= Items from a data source =

--*--

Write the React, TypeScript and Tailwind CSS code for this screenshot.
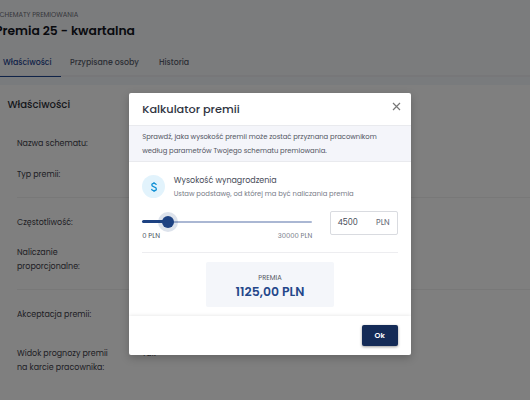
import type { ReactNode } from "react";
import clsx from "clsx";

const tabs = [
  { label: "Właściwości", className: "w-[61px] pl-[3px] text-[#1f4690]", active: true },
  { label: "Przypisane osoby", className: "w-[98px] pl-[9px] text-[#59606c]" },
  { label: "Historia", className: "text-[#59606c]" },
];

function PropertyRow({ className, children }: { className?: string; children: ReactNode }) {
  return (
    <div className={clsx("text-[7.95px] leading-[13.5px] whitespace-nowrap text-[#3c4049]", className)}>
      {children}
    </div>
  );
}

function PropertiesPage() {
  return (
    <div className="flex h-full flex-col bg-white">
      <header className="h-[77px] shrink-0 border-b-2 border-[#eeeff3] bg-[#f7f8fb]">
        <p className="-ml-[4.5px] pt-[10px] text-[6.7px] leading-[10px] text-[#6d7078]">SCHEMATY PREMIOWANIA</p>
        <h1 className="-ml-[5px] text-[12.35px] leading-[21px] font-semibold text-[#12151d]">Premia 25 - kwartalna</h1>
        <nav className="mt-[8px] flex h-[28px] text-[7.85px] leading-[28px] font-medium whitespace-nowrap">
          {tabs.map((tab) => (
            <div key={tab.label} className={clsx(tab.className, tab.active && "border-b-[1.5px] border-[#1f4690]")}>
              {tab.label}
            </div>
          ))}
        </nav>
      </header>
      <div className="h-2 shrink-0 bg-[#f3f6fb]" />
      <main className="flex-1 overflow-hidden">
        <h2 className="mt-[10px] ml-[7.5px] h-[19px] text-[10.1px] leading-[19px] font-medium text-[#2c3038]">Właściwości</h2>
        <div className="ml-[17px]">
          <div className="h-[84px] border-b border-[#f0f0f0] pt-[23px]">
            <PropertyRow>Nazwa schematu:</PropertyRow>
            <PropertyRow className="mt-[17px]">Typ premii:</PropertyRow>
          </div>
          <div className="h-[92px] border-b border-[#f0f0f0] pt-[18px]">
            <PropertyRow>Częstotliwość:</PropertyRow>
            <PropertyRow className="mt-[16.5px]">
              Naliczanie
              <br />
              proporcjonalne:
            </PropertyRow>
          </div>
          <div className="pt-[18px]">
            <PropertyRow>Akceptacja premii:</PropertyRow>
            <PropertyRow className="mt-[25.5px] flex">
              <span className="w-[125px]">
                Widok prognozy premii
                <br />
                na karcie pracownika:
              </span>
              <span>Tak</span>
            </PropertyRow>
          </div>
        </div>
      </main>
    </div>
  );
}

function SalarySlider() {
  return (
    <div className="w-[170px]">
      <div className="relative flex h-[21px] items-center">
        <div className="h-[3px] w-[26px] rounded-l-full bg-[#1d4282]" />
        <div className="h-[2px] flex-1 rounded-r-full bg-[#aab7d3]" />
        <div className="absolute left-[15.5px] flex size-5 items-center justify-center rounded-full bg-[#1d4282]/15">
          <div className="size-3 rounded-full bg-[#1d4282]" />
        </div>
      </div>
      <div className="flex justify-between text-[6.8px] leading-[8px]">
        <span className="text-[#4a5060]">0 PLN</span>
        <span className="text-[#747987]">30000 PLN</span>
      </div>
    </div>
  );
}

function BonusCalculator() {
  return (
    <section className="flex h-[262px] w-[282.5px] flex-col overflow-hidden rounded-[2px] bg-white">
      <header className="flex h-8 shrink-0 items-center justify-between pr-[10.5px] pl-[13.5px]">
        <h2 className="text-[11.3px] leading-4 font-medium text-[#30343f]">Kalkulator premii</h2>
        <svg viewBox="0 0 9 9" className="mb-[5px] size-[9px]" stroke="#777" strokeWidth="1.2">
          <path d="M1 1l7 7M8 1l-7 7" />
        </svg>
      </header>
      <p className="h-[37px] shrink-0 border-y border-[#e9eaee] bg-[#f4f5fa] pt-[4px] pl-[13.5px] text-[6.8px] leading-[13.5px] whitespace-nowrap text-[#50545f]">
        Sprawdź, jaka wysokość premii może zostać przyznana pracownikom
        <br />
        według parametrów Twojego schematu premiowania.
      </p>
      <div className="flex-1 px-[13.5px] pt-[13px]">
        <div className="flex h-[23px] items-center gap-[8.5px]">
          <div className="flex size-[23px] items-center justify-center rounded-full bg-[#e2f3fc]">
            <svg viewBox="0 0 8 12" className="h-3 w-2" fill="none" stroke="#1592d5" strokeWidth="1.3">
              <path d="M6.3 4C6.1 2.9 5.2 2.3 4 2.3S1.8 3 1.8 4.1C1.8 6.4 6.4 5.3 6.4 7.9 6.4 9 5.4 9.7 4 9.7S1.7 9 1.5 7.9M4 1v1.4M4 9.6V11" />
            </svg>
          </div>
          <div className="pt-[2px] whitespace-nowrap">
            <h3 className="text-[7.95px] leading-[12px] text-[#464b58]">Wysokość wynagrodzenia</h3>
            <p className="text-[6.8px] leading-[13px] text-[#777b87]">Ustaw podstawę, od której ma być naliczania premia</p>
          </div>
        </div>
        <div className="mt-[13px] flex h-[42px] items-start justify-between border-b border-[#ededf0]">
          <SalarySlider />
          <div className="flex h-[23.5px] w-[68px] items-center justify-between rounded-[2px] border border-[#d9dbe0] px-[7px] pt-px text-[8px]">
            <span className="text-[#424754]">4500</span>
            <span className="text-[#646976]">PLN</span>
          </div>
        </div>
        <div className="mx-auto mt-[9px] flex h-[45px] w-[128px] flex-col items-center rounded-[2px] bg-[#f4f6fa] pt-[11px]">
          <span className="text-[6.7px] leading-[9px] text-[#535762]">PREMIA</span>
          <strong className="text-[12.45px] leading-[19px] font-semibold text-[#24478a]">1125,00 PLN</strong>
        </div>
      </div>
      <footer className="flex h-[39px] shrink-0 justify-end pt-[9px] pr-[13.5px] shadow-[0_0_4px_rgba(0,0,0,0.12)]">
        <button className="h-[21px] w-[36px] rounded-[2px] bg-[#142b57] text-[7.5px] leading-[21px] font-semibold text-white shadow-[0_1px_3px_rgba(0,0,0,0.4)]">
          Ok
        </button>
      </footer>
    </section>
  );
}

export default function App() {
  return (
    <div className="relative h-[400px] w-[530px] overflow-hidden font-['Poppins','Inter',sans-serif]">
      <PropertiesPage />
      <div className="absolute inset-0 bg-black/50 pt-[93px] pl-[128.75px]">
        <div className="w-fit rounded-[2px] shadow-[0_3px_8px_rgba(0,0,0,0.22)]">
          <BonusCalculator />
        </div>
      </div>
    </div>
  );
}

--*--

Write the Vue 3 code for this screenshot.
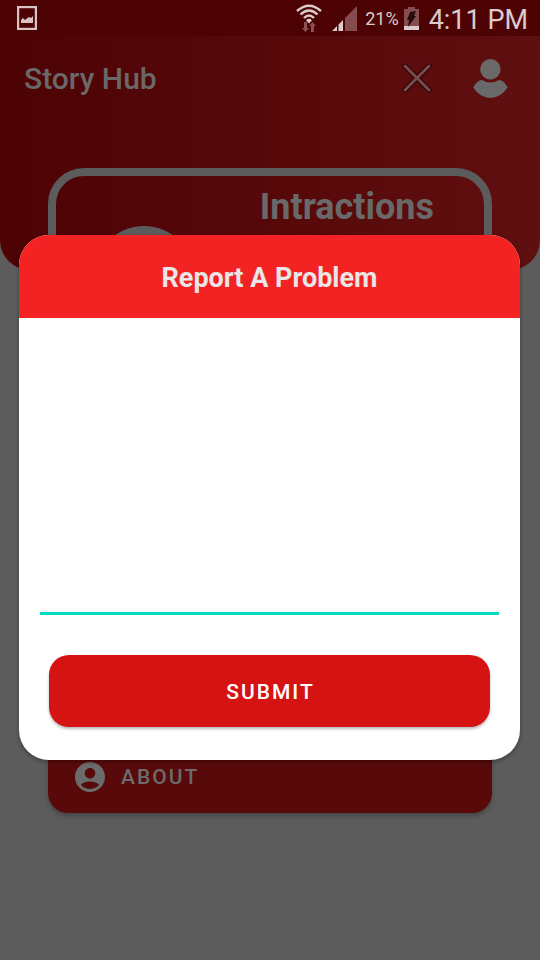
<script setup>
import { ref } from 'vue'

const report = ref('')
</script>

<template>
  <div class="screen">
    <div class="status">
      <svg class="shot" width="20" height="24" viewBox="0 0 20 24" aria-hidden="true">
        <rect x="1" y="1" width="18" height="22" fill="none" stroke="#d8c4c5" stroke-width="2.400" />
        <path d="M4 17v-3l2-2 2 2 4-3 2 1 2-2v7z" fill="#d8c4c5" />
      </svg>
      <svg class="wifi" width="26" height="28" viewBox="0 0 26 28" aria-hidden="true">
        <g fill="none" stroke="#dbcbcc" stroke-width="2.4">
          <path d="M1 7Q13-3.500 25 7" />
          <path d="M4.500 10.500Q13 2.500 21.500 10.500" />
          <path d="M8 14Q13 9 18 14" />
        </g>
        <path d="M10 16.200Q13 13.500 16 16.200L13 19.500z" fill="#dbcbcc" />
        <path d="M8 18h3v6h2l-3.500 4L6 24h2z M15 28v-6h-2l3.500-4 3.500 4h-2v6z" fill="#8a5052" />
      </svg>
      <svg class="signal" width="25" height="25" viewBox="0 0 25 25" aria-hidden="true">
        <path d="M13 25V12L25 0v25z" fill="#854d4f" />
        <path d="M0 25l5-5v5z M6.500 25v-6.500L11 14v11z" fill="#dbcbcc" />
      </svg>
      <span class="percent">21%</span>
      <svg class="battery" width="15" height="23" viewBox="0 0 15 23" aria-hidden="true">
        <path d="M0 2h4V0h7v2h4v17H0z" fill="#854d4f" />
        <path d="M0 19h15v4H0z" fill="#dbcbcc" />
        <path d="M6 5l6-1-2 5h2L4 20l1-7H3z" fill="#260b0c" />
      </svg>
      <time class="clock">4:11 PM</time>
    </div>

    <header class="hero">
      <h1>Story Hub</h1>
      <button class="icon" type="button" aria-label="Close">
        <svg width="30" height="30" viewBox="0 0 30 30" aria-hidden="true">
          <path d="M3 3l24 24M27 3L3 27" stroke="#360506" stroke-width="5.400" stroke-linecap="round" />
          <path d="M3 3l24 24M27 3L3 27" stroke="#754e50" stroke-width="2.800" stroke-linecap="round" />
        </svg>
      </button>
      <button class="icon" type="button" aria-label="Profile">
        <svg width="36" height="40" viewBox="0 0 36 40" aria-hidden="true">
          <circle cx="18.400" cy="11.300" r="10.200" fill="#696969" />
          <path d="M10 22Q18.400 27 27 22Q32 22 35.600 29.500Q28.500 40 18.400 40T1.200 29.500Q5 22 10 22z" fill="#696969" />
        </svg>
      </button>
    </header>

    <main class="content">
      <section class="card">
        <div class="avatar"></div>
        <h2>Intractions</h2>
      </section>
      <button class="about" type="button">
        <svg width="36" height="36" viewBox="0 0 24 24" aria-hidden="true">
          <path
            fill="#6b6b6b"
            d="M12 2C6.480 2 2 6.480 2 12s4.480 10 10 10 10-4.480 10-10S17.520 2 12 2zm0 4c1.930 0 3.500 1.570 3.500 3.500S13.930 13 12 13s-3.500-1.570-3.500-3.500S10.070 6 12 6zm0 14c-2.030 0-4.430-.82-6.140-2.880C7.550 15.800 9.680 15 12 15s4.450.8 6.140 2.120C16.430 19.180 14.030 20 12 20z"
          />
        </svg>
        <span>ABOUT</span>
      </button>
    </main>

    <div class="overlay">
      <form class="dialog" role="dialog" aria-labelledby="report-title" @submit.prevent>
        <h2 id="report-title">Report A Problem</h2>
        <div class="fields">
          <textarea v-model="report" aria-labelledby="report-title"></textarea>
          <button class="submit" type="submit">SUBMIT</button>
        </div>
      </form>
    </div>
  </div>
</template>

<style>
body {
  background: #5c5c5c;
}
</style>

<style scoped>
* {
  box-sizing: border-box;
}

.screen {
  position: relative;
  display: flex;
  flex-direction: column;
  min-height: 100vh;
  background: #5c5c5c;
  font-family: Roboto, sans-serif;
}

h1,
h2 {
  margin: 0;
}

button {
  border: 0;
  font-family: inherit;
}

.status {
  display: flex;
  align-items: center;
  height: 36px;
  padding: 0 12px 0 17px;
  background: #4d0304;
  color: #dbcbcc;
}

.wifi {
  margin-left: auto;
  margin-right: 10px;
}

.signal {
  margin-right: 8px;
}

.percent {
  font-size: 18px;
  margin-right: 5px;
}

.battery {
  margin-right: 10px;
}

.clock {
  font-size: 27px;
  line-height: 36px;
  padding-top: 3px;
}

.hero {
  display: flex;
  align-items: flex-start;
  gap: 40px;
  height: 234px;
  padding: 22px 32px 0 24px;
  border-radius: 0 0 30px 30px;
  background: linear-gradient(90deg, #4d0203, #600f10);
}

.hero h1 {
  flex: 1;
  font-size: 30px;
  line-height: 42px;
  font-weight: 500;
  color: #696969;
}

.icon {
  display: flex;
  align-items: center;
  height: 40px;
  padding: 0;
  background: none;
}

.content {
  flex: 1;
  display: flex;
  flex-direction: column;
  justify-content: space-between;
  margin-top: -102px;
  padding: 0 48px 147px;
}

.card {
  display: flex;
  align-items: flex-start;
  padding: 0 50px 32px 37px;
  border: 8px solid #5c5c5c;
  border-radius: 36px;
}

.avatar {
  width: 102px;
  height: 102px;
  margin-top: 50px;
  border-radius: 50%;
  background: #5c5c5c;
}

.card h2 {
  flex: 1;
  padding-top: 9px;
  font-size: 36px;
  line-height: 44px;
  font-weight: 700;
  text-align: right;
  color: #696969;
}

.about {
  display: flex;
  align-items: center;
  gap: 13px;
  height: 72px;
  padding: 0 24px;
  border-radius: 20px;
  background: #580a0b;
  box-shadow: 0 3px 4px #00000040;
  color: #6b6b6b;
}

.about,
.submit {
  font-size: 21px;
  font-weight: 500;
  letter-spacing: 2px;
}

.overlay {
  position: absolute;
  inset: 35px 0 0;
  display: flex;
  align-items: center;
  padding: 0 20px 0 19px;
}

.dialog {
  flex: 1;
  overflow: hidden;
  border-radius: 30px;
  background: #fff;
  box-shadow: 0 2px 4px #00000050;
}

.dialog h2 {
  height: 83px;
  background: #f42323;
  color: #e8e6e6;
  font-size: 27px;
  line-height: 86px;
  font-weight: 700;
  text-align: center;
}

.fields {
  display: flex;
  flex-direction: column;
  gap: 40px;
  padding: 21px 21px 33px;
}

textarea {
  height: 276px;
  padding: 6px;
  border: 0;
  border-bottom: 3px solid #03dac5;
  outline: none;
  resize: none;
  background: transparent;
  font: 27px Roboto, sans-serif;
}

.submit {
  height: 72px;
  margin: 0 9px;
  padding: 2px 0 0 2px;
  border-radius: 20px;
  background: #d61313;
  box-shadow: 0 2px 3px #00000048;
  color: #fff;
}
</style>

--*--

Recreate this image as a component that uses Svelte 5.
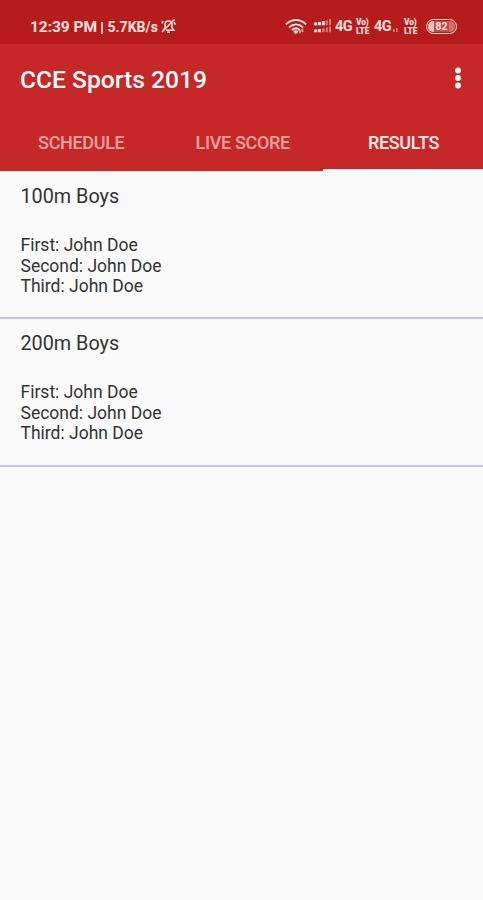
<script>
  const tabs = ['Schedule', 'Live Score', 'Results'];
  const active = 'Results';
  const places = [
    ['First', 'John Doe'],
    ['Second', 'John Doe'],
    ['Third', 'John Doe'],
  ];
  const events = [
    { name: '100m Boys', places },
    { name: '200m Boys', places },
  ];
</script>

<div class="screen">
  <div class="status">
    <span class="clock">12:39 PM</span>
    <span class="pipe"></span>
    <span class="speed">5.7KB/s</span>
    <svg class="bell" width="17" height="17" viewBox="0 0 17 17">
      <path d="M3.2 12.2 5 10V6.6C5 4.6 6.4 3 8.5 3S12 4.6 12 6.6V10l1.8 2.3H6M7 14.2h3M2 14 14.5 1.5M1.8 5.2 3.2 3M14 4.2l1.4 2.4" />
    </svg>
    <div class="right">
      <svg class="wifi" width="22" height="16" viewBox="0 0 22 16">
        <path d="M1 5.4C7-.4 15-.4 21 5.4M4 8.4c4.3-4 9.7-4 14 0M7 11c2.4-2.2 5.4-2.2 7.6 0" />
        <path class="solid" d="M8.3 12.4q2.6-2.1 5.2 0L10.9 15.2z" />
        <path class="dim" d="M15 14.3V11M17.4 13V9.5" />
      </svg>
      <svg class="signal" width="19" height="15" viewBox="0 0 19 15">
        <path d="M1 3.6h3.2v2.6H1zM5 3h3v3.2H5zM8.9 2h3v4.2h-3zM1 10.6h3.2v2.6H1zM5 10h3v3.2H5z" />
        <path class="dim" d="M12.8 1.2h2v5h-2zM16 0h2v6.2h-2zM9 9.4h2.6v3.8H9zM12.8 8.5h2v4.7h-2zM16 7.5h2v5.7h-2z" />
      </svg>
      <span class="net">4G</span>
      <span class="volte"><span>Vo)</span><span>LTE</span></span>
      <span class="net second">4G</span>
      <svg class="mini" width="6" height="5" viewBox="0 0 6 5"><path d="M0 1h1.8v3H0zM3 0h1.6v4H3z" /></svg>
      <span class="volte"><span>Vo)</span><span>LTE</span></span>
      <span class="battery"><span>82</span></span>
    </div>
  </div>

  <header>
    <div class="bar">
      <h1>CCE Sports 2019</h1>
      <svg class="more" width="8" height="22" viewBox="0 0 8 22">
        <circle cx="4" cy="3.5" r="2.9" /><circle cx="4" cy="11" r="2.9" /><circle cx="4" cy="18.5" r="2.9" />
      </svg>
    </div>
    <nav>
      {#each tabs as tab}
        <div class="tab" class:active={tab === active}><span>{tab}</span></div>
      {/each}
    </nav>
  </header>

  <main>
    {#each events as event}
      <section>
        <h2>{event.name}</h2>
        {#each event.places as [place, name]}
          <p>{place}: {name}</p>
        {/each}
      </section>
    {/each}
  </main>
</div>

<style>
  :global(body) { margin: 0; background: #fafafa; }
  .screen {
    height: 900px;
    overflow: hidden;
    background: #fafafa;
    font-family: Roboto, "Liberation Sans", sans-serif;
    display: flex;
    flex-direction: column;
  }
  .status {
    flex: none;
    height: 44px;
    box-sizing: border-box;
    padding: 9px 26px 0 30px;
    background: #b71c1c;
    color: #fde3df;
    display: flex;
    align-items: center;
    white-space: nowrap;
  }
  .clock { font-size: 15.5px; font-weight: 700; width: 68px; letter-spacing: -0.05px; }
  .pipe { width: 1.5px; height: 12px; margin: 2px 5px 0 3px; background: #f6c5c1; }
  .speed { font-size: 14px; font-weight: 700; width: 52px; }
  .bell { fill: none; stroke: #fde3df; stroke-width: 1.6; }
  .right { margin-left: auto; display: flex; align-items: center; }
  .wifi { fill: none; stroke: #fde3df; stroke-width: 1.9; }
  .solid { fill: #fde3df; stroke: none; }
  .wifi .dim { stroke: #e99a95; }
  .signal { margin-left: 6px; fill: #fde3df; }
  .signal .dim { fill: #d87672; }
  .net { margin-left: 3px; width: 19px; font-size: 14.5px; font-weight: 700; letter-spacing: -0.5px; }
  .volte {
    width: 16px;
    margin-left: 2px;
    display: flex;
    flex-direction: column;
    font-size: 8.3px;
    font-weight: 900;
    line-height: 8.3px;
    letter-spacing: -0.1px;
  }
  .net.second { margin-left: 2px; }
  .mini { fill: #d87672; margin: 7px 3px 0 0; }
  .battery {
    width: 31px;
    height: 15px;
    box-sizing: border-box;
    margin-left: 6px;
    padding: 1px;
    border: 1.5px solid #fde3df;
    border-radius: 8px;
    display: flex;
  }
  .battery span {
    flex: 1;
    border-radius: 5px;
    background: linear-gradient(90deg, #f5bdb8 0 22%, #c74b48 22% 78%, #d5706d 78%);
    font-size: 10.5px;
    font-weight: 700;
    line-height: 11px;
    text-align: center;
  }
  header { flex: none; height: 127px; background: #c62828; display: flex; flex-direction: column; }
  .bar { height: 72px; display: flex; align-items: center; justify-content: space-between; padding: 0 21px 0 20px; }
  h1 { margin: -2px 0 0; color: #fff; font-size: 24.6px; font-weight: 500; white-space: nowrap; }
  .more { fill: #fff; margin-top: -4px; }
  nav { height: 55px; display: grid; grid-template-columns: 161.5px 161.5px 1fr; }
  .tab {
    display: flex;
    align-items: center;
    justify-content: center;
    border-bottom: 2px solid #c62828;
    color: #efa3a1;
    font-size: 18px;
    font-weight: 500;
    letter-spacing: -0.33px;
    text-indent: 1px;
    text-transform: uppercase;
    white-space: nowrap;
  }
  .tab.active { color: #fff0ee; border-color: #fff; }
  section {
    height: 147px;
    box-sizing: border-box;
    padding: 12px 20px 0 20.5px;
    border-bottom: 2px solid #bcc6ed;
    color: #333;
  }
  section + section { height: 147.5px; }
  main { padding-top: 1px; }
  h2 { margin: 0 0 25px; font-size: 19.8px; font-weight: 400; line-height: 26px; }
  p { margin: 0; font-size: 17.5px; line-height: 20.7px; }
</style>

--*--

Show every line from the entries above in which "screenshot" appears.

= SOLUTION =
Write the React, TypeScript and Tailwind CSS code for this screenshot.
Write the Vue 3 code for this screenshot.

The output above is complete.